Ces énon­cés sont caractérisés par le fait qu’ils comportent chacun un indice tem­po­rel qui précise l’époque dans l’avenir où l’évènement se produit (l’an prochain). Mal­gré cet indice tem­po­rel de futur, on voit que le futur simple et le futur pé­ri­phras­ti­que dans les énon­cés (2) et (3) ne sont pas redondants, car la fonc­tion de ces temps dans ces deux cas n’est pas avant tout d’ex­pri­mer le futur. En fin­nois, on pourrait suggérer les équi­va­lents sui­vants :

(1) Menen naimisiin ensi vuonna.
(2) Aion mennä naimisiin ensi vuonna / Minun on tarkoitus mennä naimisiin ensi vuonna.
(3) Menen sitten naimisiin ensi vuonna.

Verbes téliques et atéliques

Les ver­bes téliques (du grec télos « fin ») ex­pri­ment un processus qui a une fin (trouver, construire), tan­dis que les ver­bes atéliques ex­pri­ment un processus non fermé (demeurer, être, habiter, marcher, cher­cher). Les ver­bes téliques peuvent être suivis d’un com­plé­ment de temps in­tro­duit par en. Com­pa­rer :

Il a construit la maison en deux semaines. (ver­be télique) Hän rakensi talon kahdessa viikossa.
*Il a habité à Brest en deux semaines. (ver­be atélique) *Hän asui Brestissä kahdessa viikossa.

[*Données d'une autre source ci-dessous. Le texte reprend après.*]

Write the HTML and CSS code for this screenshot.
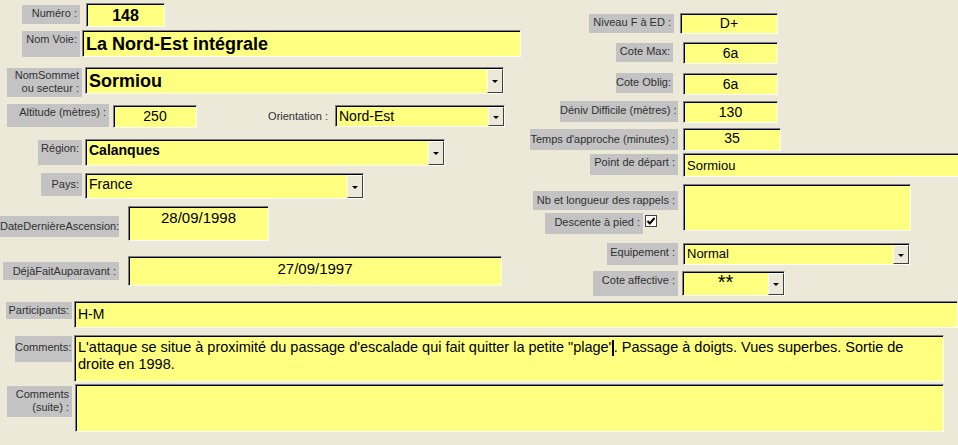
FILE: index.html
```html
<!DOCTYPE html>
<html lang="fr">
<head>
<meta charset="utf-8">
<title>Voie</title>
<link rel="stylesheet" href="styles.css">
</head>
<body>
<div class="form">
  <div class="top">
    <div class="col left">
      <div class="row r1">
        <div class="lbl l-num">Numéro :</div>
        <div class="fld f-num center big16">148</div>
      </div>
      <div class="row r2">
        <div class="lbl l-voie">Nom Voie:</div>
        <div class="fld f-voie big18">La Nord-Est intégrale</div>
      </div>
      <div class="row r3">
        <div class="lbl l-sommet">NomSommet<br>ou secteur :</div>
        <div class="fld combo f-sommet"><span class="val big18">Sormiou</span><span class="btn"></span></div>
      </div>
      <div class="row r4">
        <div class="lbl l-alt">Altitude (mètres) :</div>
        <div class="fld f-alt center">250</div>
        <div class="plain l-orient">Orientation :</div>
        <div class="fld combo f-orient"><span class="val">Nord-Est</span><span class="btn"></span></div>
      </div>
      <div class="row r5">
        <div class="lbl l-region">Région:</div>
        <div class="fld combo f-region"><span class="val bold14">Calanques</span><span class="btn"></span></div>
      </div>
      <div class="row r6">
        <div class="lbl l-pays">Pays:</div>
        <div class="fld combo f-pays"><span class="val">France</span><span class="btn"></span></div>
      </div>
      <div class="row r7">
        <div class="lbl l-date">DateDernièreAscension:</div>
        <div class="fld f-date center">28/09/1998</div>
      </div>
      <div class="row r8">
        <div class="lbl l-deja">DéjàFaitAuparavant :</div>
        <div class="fld f-deja center">27/09/1997</div>
      </div>
    </div>
    <div class="col right">
      <div class="row q1">
        <div class="lbl l-niv">Niveau F à ED :</div>
        <div class="fld f-niv center">D+</div>
      </div>
      <div class="row q2">
        <div class="lbl l-max">Cote Max:</div>
        <div class="fld f-small center">6a</div>
      </div>
      <div class="row q3">
        <div class="lbl l-oblig">Cote Oblig:</div>
        <div class="fld f-small center">6a</div>
      </div>
      <div class="row q4">
        <div class="lbl l-deniv">Déniv Difficile (mètres) :</div>
        <div class="fld f-small center">130</div>
      </div>
      <div class="row q5">
        <div class="lbl l-temps">Temps d'approche (minutes) :</div>
        <div class="fld f-temps center">35</div>
      </div>
      <div class="row q6">
        <div class="lbl l-depart">Point de départ :</div>
        <div class="fld f-depart">Sormiou</div>
      </div>
      <div class="row q7">
        <div class="sub">
          <div class="lbl l-rappels">Nb et longueur des rappels :</div>
          <div class="subrow">
            <div class="lbl l-desc">Descente à pied :</div>
            <svg class="check" width="12" height="12" viewBox="0 0 12 12" aria-hidden="true">
              <rect x="0.5" y="0.5" width="11" height="11" fill="#fff" stroke="#404040"/>
              <path d="M2.5 6 L4.8 8.5 L9.5 3" fill="none" stroke="#000" stroke-width="2"/>
            </svg>
          </div>
        </div>
        <div class="fld f-rappels"></div>
      </div>
      <div class="row q8">
        <div class="lbl l-equip">Equipement :</div>
        <div class="fld combo f-equip"><span class="val">Normal</span><span class="btn"></span></div>
      </div>
      <div class="row q9">
        <div class="lbl l-aff">Cote affective :</div>
        <div class="fld combo f-aff"><span class="val center stars">**</span><span class="btn"></span></div>
      </div>
    </div>
  </div>
  <div class="bottom">
    <div class="row b1">
      <div class="lbl l-part">Participants:</div>
      <div class="fld f-part">H-M</div>
    </div>
    <div class="row b2">
      <div class="lbl l-comm">Comments:</div>
      <div class="fld f-comm memo">L'attaque se situe à proximité du passage d'escalade qui fait quitter la petite "plage". Passage à doigts. Vues superbes. Sortie de droite en 1998.</div>
    </div>
    <div class="row b3">
      <div class="lbl l-suite">Comments<br>(suite) :</div>
      <div class="fld f-suite memo"></div>
    </div>
  </div>
</div>
</body>
</html>
```

FILE: styles.css
```css
html, body {
  margin: 0;
  padding: 0;
}
body {
  width: 958px;
  height: 445px;
  overflow: hidden;
  background: #ece9d8;
  font-family: "Liberation Sans", Arial, sans-serif;
  color: #000;
}
.form {
  width: 958px;
  height: 445px;
  overflow: hidden;
}
.top {
  display: grid;
  grid-template-columns: 530px 428px;
  height: 301px;
}
.col {
  display: flex;
  flex-direction: column;
  min-width: 0;
}
.row {
  display: flex;
  align-items: flex-start;
  flex: none;
}
.lbl {
  flex: none;
  box-sizing: border-box;
  background: #c3c3c3;
  color: #303030;
  font-size: 11px;
  line-height: 13px;
  text-align: right;
  padding: 2px 3px 0 0;
  white-space: nowrap;
}
.plain {
  flex: none;
  font-size: 11px;
  line-height: 13px;
  color: #303030;
  text-align: right;
  white-space: nowrap;
}
.fld {
  flex: none;
  box-sizing: border-box;
  background: #ffff80;
  border: 1px solid;
  border-color: #808080 #fff #fff #808080;
  box-shadow: inset 1px 1px 0 #000;
  font-size: 14px;
  line-height: 17px;
  padding: 2px 3px 0 3px;
  white-space: nowrap;
  overflow: hidden;
}
.center { text-align: center; }
.big16 { font-weight: bold; font-size: 16px; line-height: 19px; }
.big18 { font-weight: bold; font-size: 18px; line-height: 22px; }
.bold14 { font-weight: bold; font-size: 14px; }

.combo {
  display: flex;
  align-items: stretch;
  padding: 0;
}
.combo .val {
  flex: 1;
  padding: 2px 3px 0 3px;
  overflow: hidden;
}
.combo .btn {
  flex: none;
  width: 16px;
  box-sizing: border-box;
  margin: 1px 0 0 0;
  background: #ece9d8;
  border: 1px solid;
  border-color: #fff #404040 #404040 #fff;
  position: relative;
}
.combo .btn::after {
  content: "";
  position: absolute;
  left: 4px;
  top: 50%;
  margin-top: -1px;
  border-left: 3px solid transparent;
  border-right: 3px solid transparent;
  border-top: 3px solid #000;
}

/* Left column */
.r1 { margin-top: 3px; }
.l-num { margin: 2px 0 0 22px; width: 58px; height: 19px; }
.f-num { margin-left: 6px; width: 79px; height: 24px; padding-top: 2px; }

.r2 { margin-top: 3px; }
.l-voie { margin: 1px 0 0 22px; width: 58px; height: 26px; }
.f-voie { margin-left: 2px; width: 439px; height: 27px; padding-top: 2px; }

.r3 { margin-top: 10px; }
.l-sommet { margin: 1px 0 0 7px; width: 75px; height: 29px; padding-top: 1px; }
.f-sommet { margin-left: 3px; width: 419px; height: 27px; }
.f-sommet .val { padding-top: 2px; }

.r4 { margin-top: 7px; }
.l-alt { margin-left: 7px; width: 102px; height: 23px; }
.f-alt { margin: 1px 0 0 4px; width: 84px; height: 23px; }
.l-orient { margin: 6px 0 0 71px; width: 60px; }
.f-orient { margin: 1px 0 0 7px; width: 170px; height: 22px; }

.r5 { margin-top: 11px; }
.l-region { margin: 1px 0 0 38px; width: 44px; height: 25px; }
.f-region { margin-left: 3px; width: 360px; height: 27px; }
.f-region .val { padding-top: 2px; }

.r6 { margin-top: 7px; }
.l-pays { margin: 0 0 0 41px; width: 41px; height: 23px; padding-top: 5px; }
.f-pays { margin-left: 3px; width: 279px; height: 26px; }

.r7 { margin-top: 7px; }
.l-date { margin: 10px 0 0 0; width: 119px; height: 21px; padding-top: 4px; }
.f-date { margin-left: 9px; width: 141px; height: 35px; font-size: 15px; padding-top: 2px; }

.r8 { margin-top: 15px; }
.l-deja { margin: 6px 0 0 3px; width: 116px; height: 18px; padding-top: 3px; }
.f-deja { margin-left: 9px; width: 374px; height: 30px; font-size: 15px; padding-top: 3px; }

/* Right column */
.q1 { margin-top: 13px; }
.l-niv { margin: 1px 0 0 59px; width: 85px; height: 19px; }
.f-niv { margin-left: 6px; width: 98px; height: 21px; padding-top: 1px; }

.q2 { margin-top: 8px; }
.l-max { margin: 1px 0 0 86px; width: 57px; height: 19px; }
.f-small { margin-left: 10px; width: 95px; height: 22px; padding-top: 2px; }

.q3 { margin-top: 9px; }
.l-oblig { margin: 0 0 0 86px; width: 57px; height: 20px; padding-top: 3px; }

.q4 { margin-top: 6px; }
.l-deniv { margin: 0 0 0 30px; width: 118px; height: 21px; padding-top: 3px; }
.q4 .f-small { margin-left: 5px; }

.q5 { margin-top: 5px; }
.l-temps { margin: 1px 0 0 0; width: 148px; height: 21px; padding-top: 4px; }
.f-temps { margin-left: 5px; width: 98px; height: 23px; padding-top: 1px; }

.q6 { margin-top: 2px; }
.l-depart { margin: 1px 0 0 60px; width: 88px; height: 21px; padding-top: 2px; }
.f-depart { margin-left: 5px; width: 280px; height: 24px; font-size: 13px; padding-top: 3px; }

.q7 { margin-top: 7px; }
.sub {
  flex: none;
  width: 153px;
  display: flex;
  flex-direction: column;
}
.l-rappels { margin: 7px 0 0 3px; width: 145px; height: 19px; padding-top: 3px; }
.subrow {
  display: flex;
  align-items: flex-start;
  margin-top: 3px;
}
.l-desc { margin-left: 15px; width: 98px; height: 21px; padding-top: 3px; }
.check { flex: none; margin: 2px 0 0 2px; display: block; }
.f-rappels { width: 228px; height: 47px; }

.q8 { margin-top: 9px; }
.l-equip { margin: 0 0 0 77px; width: 71px; height: 22px; padding-top: 3px; }
.f-equip { margin-left: 5px; width: 227px; height: 22px; font-size: 13px; }
.f-equip .val { padding-top: 1px; }

.q9 { margin-top: 6px; }
.l-aff { margin: 0 0 0 63px; width: 85px; height: 25px; padding-top: 3px; }
.f-aff { margin-left: 4px; width: 103px; height: 25px; }
.f-aff .stars { font-size: 20px; line-height: 20px; padding-top: 0; }

/* Bottom */
.bottom {
  display: flex;
  flex-direction: column;
}
.l-part { margin: 1px 0 0 6px; width: 66px; height: 17px; padding-top: 2px; }
.f-part { margin-left: 2px; width: 884px; height: 27px; padding-top: 4px; }

.b2 { margin-top: 7px; }
.l-comm { margin: 1px 0 0 15px; width: 57px; height: 26px; padding-top: 5px; }
.f-comm {
  margin-left: 2px;
  width: 870px;
  height: 47px;
  font-size: 14.5px;
  /* text caret drawn after "plage" */
  background: linear-gradient(#000, #000) no-repeat 537px 4px / 2px 16px, #ffff80;
}
.memo {
  white-space: normal;
  padding: 3px 10px 0 3px;
}

.b3 { margin-top: 2px; }
.l-suite { margin: 2px 0 0 7px; width: 65px; height: 31px; padding-top: 2px; }
.f-suite { margin-left: 3px; width: 869px; height: 48px; }
```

Les ver­bes atéliques peuvent être suivi d’un com­plé­ment de temps in­tro­duit par pen­dant. Com­pa­rer :

Il a marché pen­dant une heure. Hän käveli tunnin / tunnin ajan.
*Il a trouvé le livre pen­dant une heure. *Hän löysi kirjan tunnin ajan.

Dans la réalité, les choses sont plus compliquées. Exactement com­me pour la re­pré­senta­tion mas­sive et la re­pré­senta­tion comptable, c’est le mode de re­pré­senta­tion du ver­be qui est télique ou até­li­que, pas le ver­be en lui-mê­me, et la télicité varie aus­si en fonc­tion du contexte ou de la structure de la phra­se. Cet­te no­tion de télicité recoupe par­tiellement, au moins en fin­nois, l’idée de perfectif-résultatif (hän ra­ken­si talon/hän rakensi taloa).